In order for the business to be operating efficiently, CLM must keep pace. As a result, contract tech will often be one feature in business software such as procurement tools like SAP Ariba or Coupa, real estate management software like MRI and Yardi, or even specialized business management tools for SMBs like Honeybook. See Post 220 (Jae Um discussing Honeybook and other companies and noting that “Legal is part of the show but not the star”).
Simply stated, there is nothing legal about these companies nor are they typically purchased by lawyers inside legal departments or anywhere else. Thus, many companies that are evaluating, purchasing, and implementing contract tech are doing so at the direction of procurement and/or sales, not legal. It is not coincidence that the product dropdown on Agiloft’s website lists procurement and sales before legal. “The domain of the contract is not just the domain of the lawyers,” says Agiloft CEO, Eric Laughlin. Richard Tromans, “Who Will Win the CLM Game of Thrones” March 30, 2021.
Bernadette Bulacan Starin, VP Lead Global Evangelist at Icertis is adamant that, while the legal department should be one of the key stakeholders in the decision-making process, contract tech is far more than legal tech because it serves so many more stakeholders across an enterprise. Bulacan Starin observes:
Contracts are first relationships nurtured and managed by procurement or a sales team. We recognize that the contract process begins before a request to draft or review hits the legal department and continues after an executed contract is filed away. To meet the speed of business, not every contract is touched by legal, or can be touched by legal nor should be touched by legal. Contracting is a team sport, and the contract tools need to be inclusive and robust for everyone involved, not just for the legal team.
Bulacan Starin’s view is notable considering her background as both a former law firm partner and legal tech veteran at Thomson Reuters. It is also worth noting that Icertis’ case study with Daimler, for example, features members of the procurement team managing compliance in the supply chain, not the legal department. See “Daimler Spearheads Digital Transformation of Contracting and Sourcing Process with Icertis,” Icertis Case Study.
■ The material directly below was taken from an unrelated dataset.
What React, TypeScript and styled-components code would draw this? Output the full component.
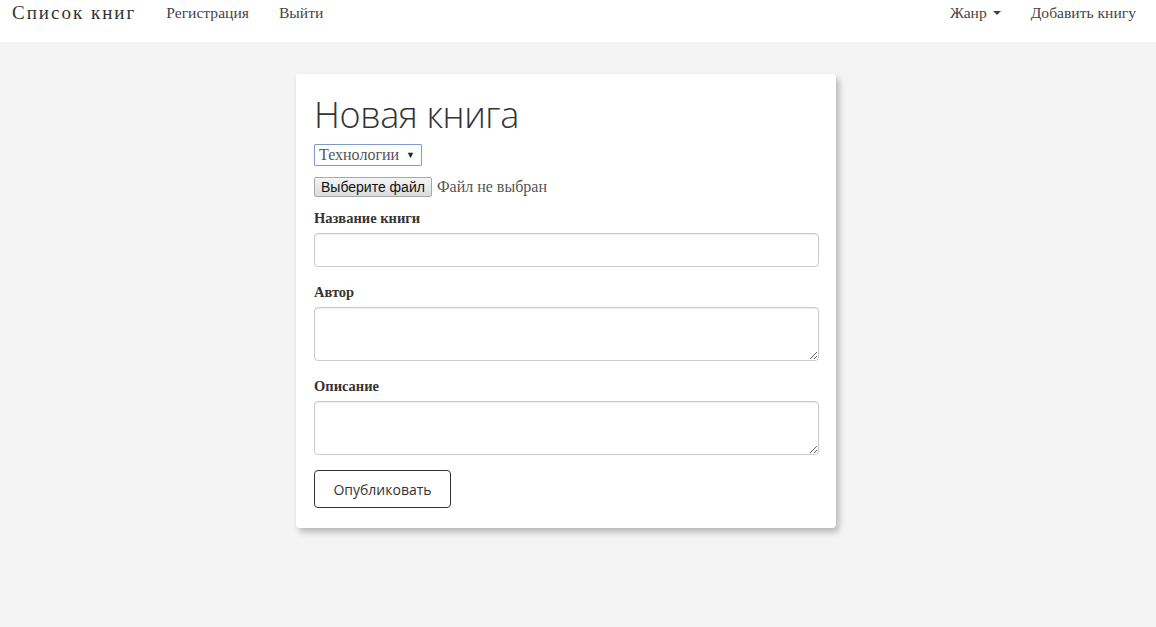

Better CLM is powerful, not just for legal
The increased appetite for contract tech is due, at least partially, to a strong conviction in the power of more efficient CLM, a point made in an earlier Legal Evolution post that quantified poor contract practices and processes as a $2.5 trillion problem. See Post 228 (author by Bill Mooz and WCC executive Paula Doyle).
Better contracting is not just a mechanism to save time inside the legal department. Reducing transactional frictions often caused by the legal department can achieve better results for the business. As an example, Daimler’s implementation of Icertis reduced contract cycle time from six weeks to one week. thus streamlining access to 500,000 suppliers and 6,000 buyers.
Likewise, Radiant Law, whose founder Alex Hamilton eschews most of contract tech altogether, aims to shorten the contract turnaround time from weeks and months to a single day. See Alex Hamilton, “A Different Road,” LinkedIn, July 1, 2021 (citing the stunning progress of this vertically integrated law firm); cf Post 241 (Hamilton claiming that this level of progress requires a greenfield law firm, as legacy BigLaw partners cannot tolerate the imperative standardization).
A third example is Loreal, which was able to make a business decision to double down on working with high volumes of brand ambassadors, in part because they used Ironclad to streamline the process of contracting with social influencers. See “How L’Oréal Accelerates Brand Ambassador Agreements with Ironclad,” Ironclad Case Study.
Increased tech budgets inside legal departments and multiple buyers of contract tech inside the organization are what has some of the top names in VC like Accel, Sequoia, Greycroft, and Y Combinator investing in contract tech companies. Aleph, one of the top Israel-based VCs, has invested in both Trullion (contract tech focused on enterprise accounting) and Lawgeex (contract tech focused on contract review). Likewise, Tiger Global, a renowned NYC-based unicorn hunter, has invested in SirionLabs (contracting platform) and Contractbook (another contracting platform). As one venture capitalist with a contract tech portfolio company told us, “All they (the portfolio) have to do is not go out of business, and one of the tech giants will acquire them.”
If legal were the only buyer, it is doubtful that contract tech would be experiencing such a boom. As the examples in this post suggest, something larger is at work.
Is contract tech part of legal tech, or something bigger?
We began with a definition of CLM and contract tech, we end with a definition of another subjective term “legal tech,” which we define as technology purchased by lawyers to replace or augment work previously done by lawyers.
Under this definition, contract tech may not fall under the category of legal tech. This is not merely semantics and the outcome of this issue could be a major point of inflection for legal technology in general. While legal departments may be the custodians of a company’s contracts, legal departments are not usually at the top of the technology budget totem pole, which is why the contract tech companies are targeting sales and procurement teams detailed above. But, in the same way that there has not been a clear winner in contract tech, there is not a clear winner in terms of which departments should lead the CLM transformation: sales, procurement, accounting, or legal.
If legal departments are able to help companies improve their company’s CLM, the precedent will be set for the legal departments adding value to the core business and likely justify further technology initiatives. If they miss the opportunity to lead, they will likely be at the mercy of other departments and continue to stand last in line for technology investment.